The boat next to us at the Sailing club was a Hanse 575 called Team Jones, we had seen it a few weeks earlier in Lefkas marina but had not met David and Charlotte the owners. They turned out to be a really nice couple and we enjoyed their company. They were going to over winter at the Sailing club but after chatting with us they decided to try to get a winter berth at Marina di Ragusa. A couple of days later they were delighted to tell us that they had secured a berth there on pontoon M a couple of boats along from us.

Some provisioning and a day of preparing the boat for the arrival of Charles, Gemma and grandchildren, Tilly and Felix was the order of the day on Thursday. They arrived around 20.00 that evening and we ate again at the Sailing club restaurant. We were not quite as glutinous as we had been the previous evening.

Giles our sailing friend and electrician from MdR unexpectedly turned up next morning and we enjoyed a chat and a beer later that afternoon. It was fun having the kids on board and as they went off to the beach Lynn and I washed down Pamarzi, not the easiest of tasks with the feeble water pressure here.

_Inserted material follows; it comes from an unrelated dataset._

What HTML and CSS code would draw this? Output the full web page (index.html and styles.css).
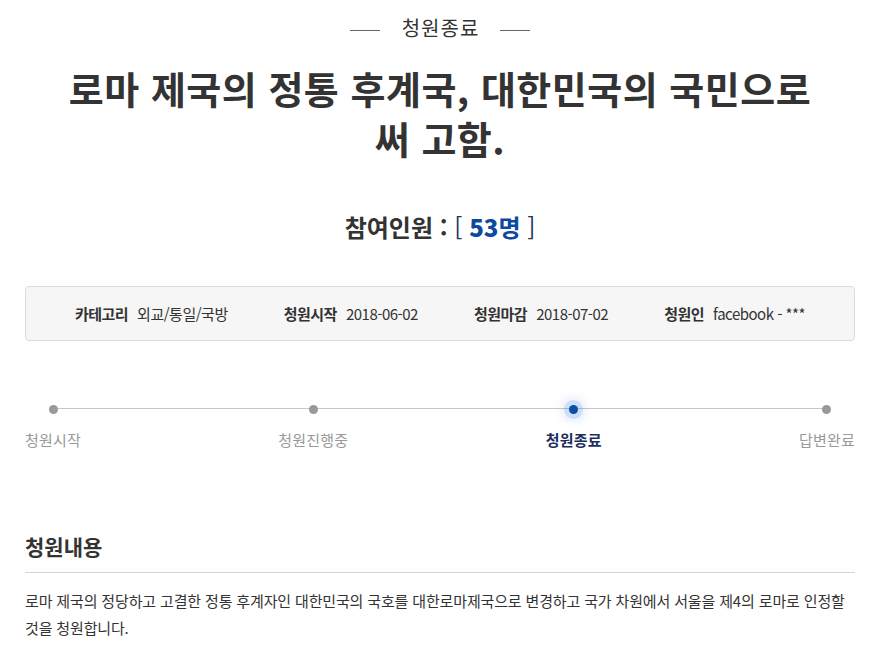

Reiterating my concerns over the power supply which continued to trip out Andreas the Harbour Master said he would in any event like us to move to a bows to berth on the sea wall where the electricity supply was better. So on Monday 6th August we moved across, mooring about three metres of the wall because it is too shallow to go any closer, with about sixty centimetres of water under our keel.  But with all our fenders deployed, four bow lines and two very heavy stern lines I felt reasonably comfortable leaving her there and indeed the power supply did seem to be stable.

A final meal with Charles, Gemma and the children at the restaurant, they are staying aboard holidaying for a week or so, and it was off to the airport for our 23.30 flight back to the U.K.